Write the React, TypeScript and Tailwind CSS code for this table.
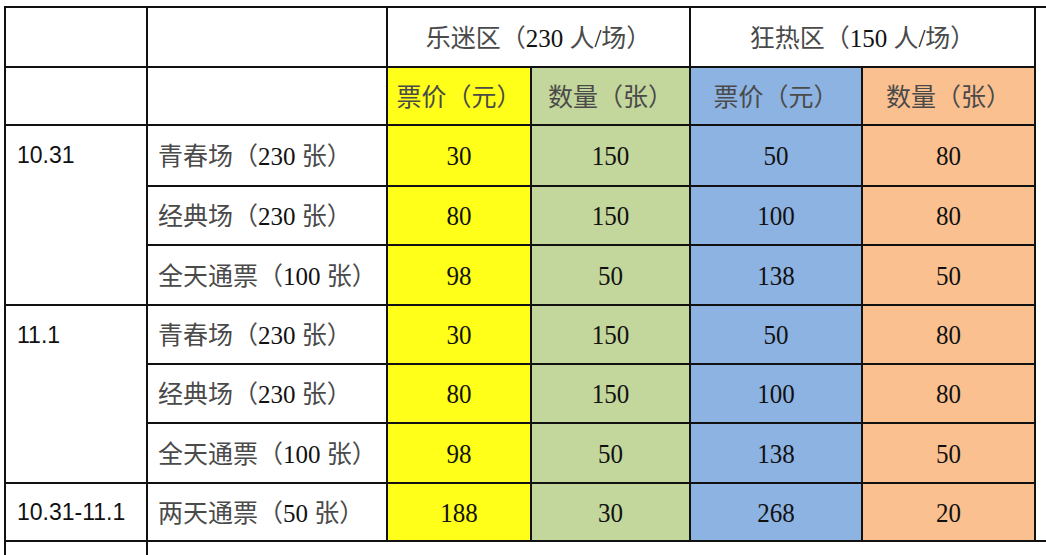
import React from "react";

const serif = "font-['Liberation_Serif','Noto_Sans_CJK_SC',serif]";

function Mixed({ text }: { text: string }) {
  const parts = text.split(/([\x00-\x7F]+)/).filter((p) => p.length > 0);
  return (
    <span className="whitespace-pre">
      {parts.map((p, i) =>
        /^[\x00-\x7F]+$/.test(p) ? (
          <span key={i} className="text-[#111] font-['Liberation_Serif',serif]">
            {p}
          </span>
        ) : (
          <span key={i} className="text-[#4a4a4a] font-['Noto_Sans_CJK_SC',sans-serif]">
            {p}
          </span>
        )
      )}
    </span>
  );
}

const cell = "border-r-2 border-b-2 border-[#111] flex items-center";

const colors = ["bg-[#ffff19]", "bg-[#c3d69b]", "bg-[#8db3e2]", "bg-[#fac08f]"];

type Row = { name: string; vals: string[] };

const group1: Row[] = [
  { name: "青春场（230 张）", vals: ["30", "150", "50", "80"] },
  { name: "经典场（230 张）", vals: ["80", "150", "100", "80"] },
  { name: "全天通票（100 张）", vals: ["98", "50", "138", "50"] },
];

function Num({ v }: { v: string }) {
  return <span className="inline-block scale-y-[1.08] text-[#111] font-['Liberation_Serif',serif]">{v}</span>;
}

function DataRow({ r }: { r: Row }) {
  return (
    <>
      <div className={`${cell} pl-[10px]`}>
        <Mixed text={r.name} />
      </div>
      {r.vals.map((v, i) => (
        <div key={i} className={`${cell} ${colors[i]} justify-center`}>
          <Num v={v} />
        </div>
      ))}
      <div />
    </>
  );
}

function DateCell({ label, first }: { label: string; first: number }) {
  return (
    <div className="row-span-3 border-r-2 border-b-2 border-[#111] flex flex-col">
      <div
        className="flex items-center pl-[11px] font-['Liberation_Sans',sans-serif] text-[23px] text-[#111]"
        style={{ height: first }}
      >
        {label}
      </div>
    </div>
  );
}

export default function App() {
  return (
    <div className="w-[1046px] h-[555px] overflow-hidden bg-white pt-[6px] pl-[4px]">
      <div
        className={`grid w-[1092px] border-l-2 border-t-2 border-[#111] text-[25px] leading-none ${serif} grid-cols-[142px_240px_144px_159px_172px_173px_60px] grid-rows-[60px_58px_61px_59px_60px_59px_59px_60px_58px_40px]`}
      >
        {/* header row 1 */}
        <div className={cell} />
        <div className={cell} />
        <div className={`${cell} col-span-2 justify-center`}>
          <Mixed text="乐迷区（230 人/场）" />
        </div>
        <div className={`${cell} col-span-2 justify-center`}>
          <Mixed text="狂热区（150 人/场）" />
        </div>
        <div />

        {/* header row 2 */}
        <div className={cell} />
        <div className={cell} />
        <div className={`${cell} ${colors[0]} justify-center`}>
          <Mixed text="票价（元）" />
        </div>
        <div className={`${cell} ${colors[1]} justify-center`}>
          <Mixed text="数量（张）" />
        </div>
        <div className={`${cell} ${colors[2]} justify-center`}>
          <Mixed text="票价（元）" />
        </div>
        <div className={`${cell} ${colors[3]} justify-center`}>
          <Mixed text="数量（张）" />
        </div>
        <div />

        {/* group 10.31 */}
        <DateCell label="10.31" first={59} />
        {group1.map((r, i) => (
          <DataRow key={"a" + i} r={r} />
        ))}

        {/* group 11.1 */}
        <DateCell label="11.1" first={58} />
        {group1.map((r, i) => (
          <DataRow key={"b" + i} r={r} />
        ))}

        {/* two-day row */}
        <div className={`${cell} pl-[11px] font-['Liberation_Sans',sans-serif] text-[23px] text-[#111]`}>
          10.31-11.1
        </div>
        <div className={`${cell} pl-[10px]`}>
          <Mixed text="两天通票（50 张）" />
        </div>
        {["188", "30", "268", "20"].map((v, i) => (
          <div key={i} className={`${cell} ${colors[i]} justify-center`}>
            <Num v={v} />
          </div>
        ))}
        <div className="border-b-2 border-[#111]" />

        {/* partial last row */}
        <div className="border-r-2 border-[#111]" />
        <div className="col-span-6" />
      </div>
    </div>
  );
}
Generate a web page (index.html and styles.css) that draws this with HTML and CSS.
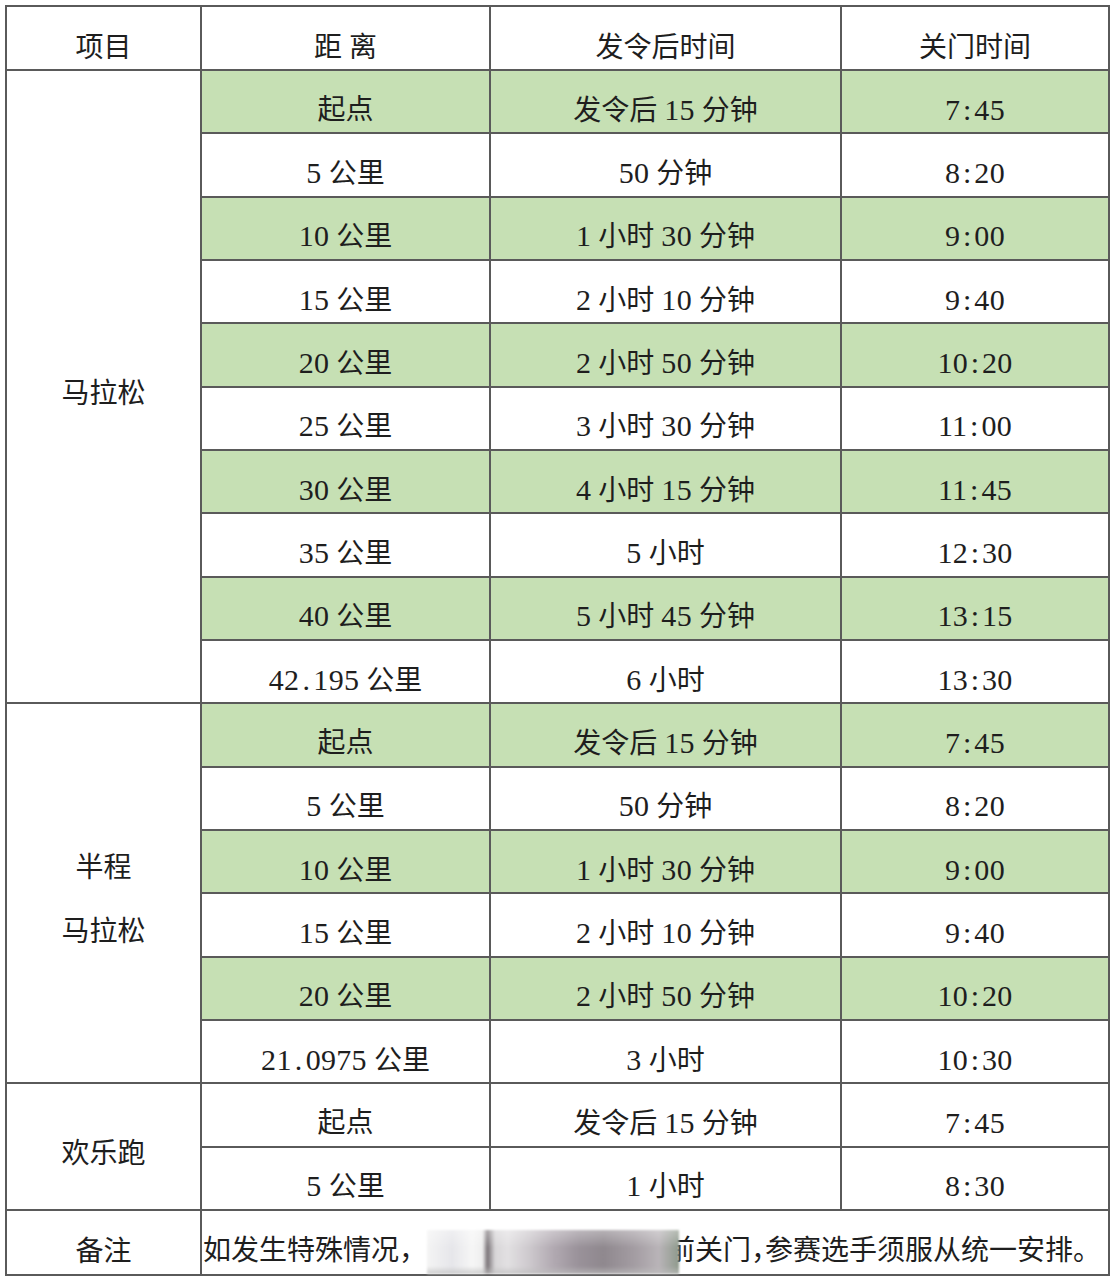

> **WHAT NEEDS TO BE DONE**: Collect the lines that hold "React".

> **WRITTEN SOLUTION**:
Write the React, TypeScript and Tailwind CSS code for this table.
import React from "react";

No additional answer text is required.